Having a dog at home makes infants healthier, a Finnish study has found.
The study of 397 children in rural and suburban parts of Finland — published in the medical journal, Pediatrics — has found that infants living in a home with a family dog were healthier and less prone to ear infections.
The same study found cats also have a beneficial health effect on infants, though less marked.
In the study, parents with children one year or younger were asked to fill out a weekly questionnaire as to their child’s general health. Parents with a dog as a family pet described their babies as healthy 73 per cent of the time, compared to 65 per cent of households that had no dog.
“The children having dogs at home were healthier, they had less ear infections and they needed less antibiotics,” said the study’s lead author, Dr.

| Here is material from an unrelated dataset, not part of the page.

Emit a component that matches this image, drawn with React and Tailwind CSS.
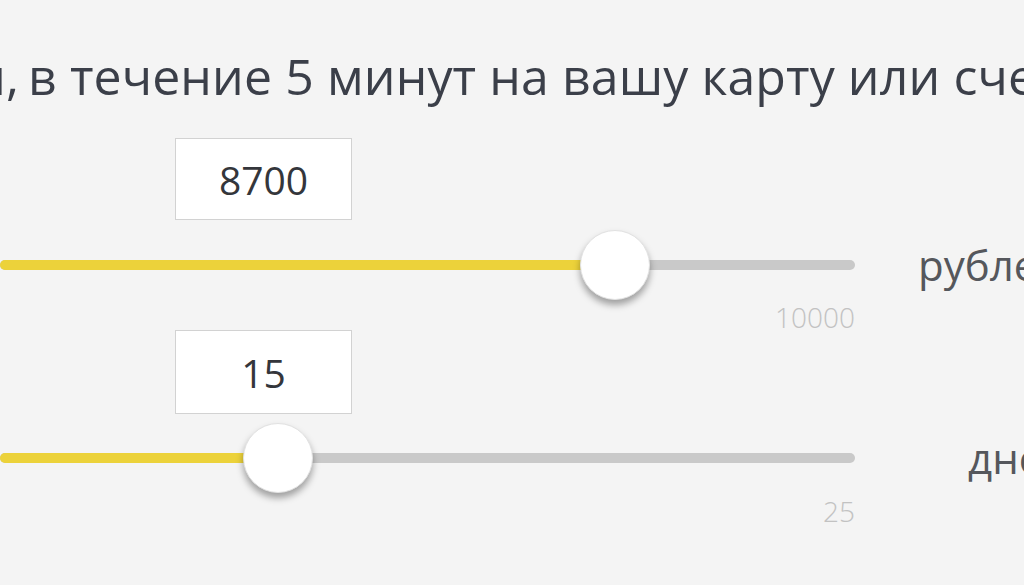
import React, { useState } from 'react'

function RangeRow({ value, max, left, label, labelGap, boxH, gapTop, gapBottom }) {
    // left = thumb offset inside the 855px track area
    return (
        <div>
            <div className={`ml-[175px] flex w-[177px] items-center justify-center border border-[#d2d2d2] bg-white ${boxH}`}>
                <span className="text-[39px] leading-none text-[#34363b]">{value}</span>
            </div>

            <div className={`flex items-center ${gapTop}`}>
                <div className="relative h-[70px] w-[855px] shrink-0">
                    <div className="absolute left-0 right-0 top-[30px] h-[10px] rounded-full bg-[#c9c9c9]" />
                    <div
                        className="absolute left-0 top-[30px] h-[10px] rounded-l-full bg-[#ecd23a]"
                        style={{ width: left + 35 }}
                    />
                    <div
                        className="absolute top-0 h-[70px] w-[70px] rounded-full border border-[#e2e2e2] bg-white shadow-[0_5px_7px_rgba(0,0,0,0.35)]"
                        style={{ left }}
                    />
                </div>
                <span className={`whitespace-nowrap text-[42px] leading-none text-[#55575c] ${labelGap}`}>{label}</span>
            </div>

            <div className={`flex w-[855px] justify-end ${gapBottom}`}>
                <span className="text-[28px] font-light leading-[24px] text-[#c2c2c2]">{max}</span>
            </div>
        </div>
    )
}

export default function App() {
    const [sum] = useState(8700)
    const [days] = useState(15)

    return (
        <div className="h-[585px] w-[1024px] overflow-hidden bg-[#f4f4f4] font-['Open_Sans',sans-serif]">
            <h2 className="flex whitespace-nowrap pt-[52px] text-[50px] font-medium leading-[48px] tracking-[0.1px] text-[#3b3f49]">
                <span className="flex w-[19px] shrink-0 justify-end">Получите деньги онлайн,</span>
                <span className="ml-[9px]">в течение 5 минут на вашу карту или счет</span>
            </h2>

            <div className="mt-[38px]">
                <RangeRow
                    value={sum}
                    max="10000"
                    left={580}
                    label="рублей"
                    labelGap="ml-[63px]"
                    boxH="h-[82px]"
                    gapTop="mt-[10px]"
                    gapBottom="mt-[5px]"
                />
                <div className="mt-[1px]">
                    <RangeRow
                        value={days}
                        max="25"
                        left={243}
                        label="дней"
                        labelGap="ml-[113px]"
                        boxH="h-[84px]"
                        gapTop="mt-[9px]"
                        gapBottom="mt-[6px]"
                    />
                </div>
            </div>
        </div>
    )
}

Eija Bergroth, a pediatrician with Kuopio University Hospital in Kuopio, Finland.
Bergroth further noted that the more time a dog spends outside, the greater the health benefit for the infant. It is widely believed that exposure to dirt and bacteria helps build up a baby’s immune system.
The same study of infants born between September, 2002 and May, 2005 showed a family cat had a similar though less obvious benefit.
The data from the weekly questionnaires was analyzed in different ways to rule out other possible factors such as breastfeeding, low-birth weight, the number of siblings at home and whether the mother smoked during pregnancy.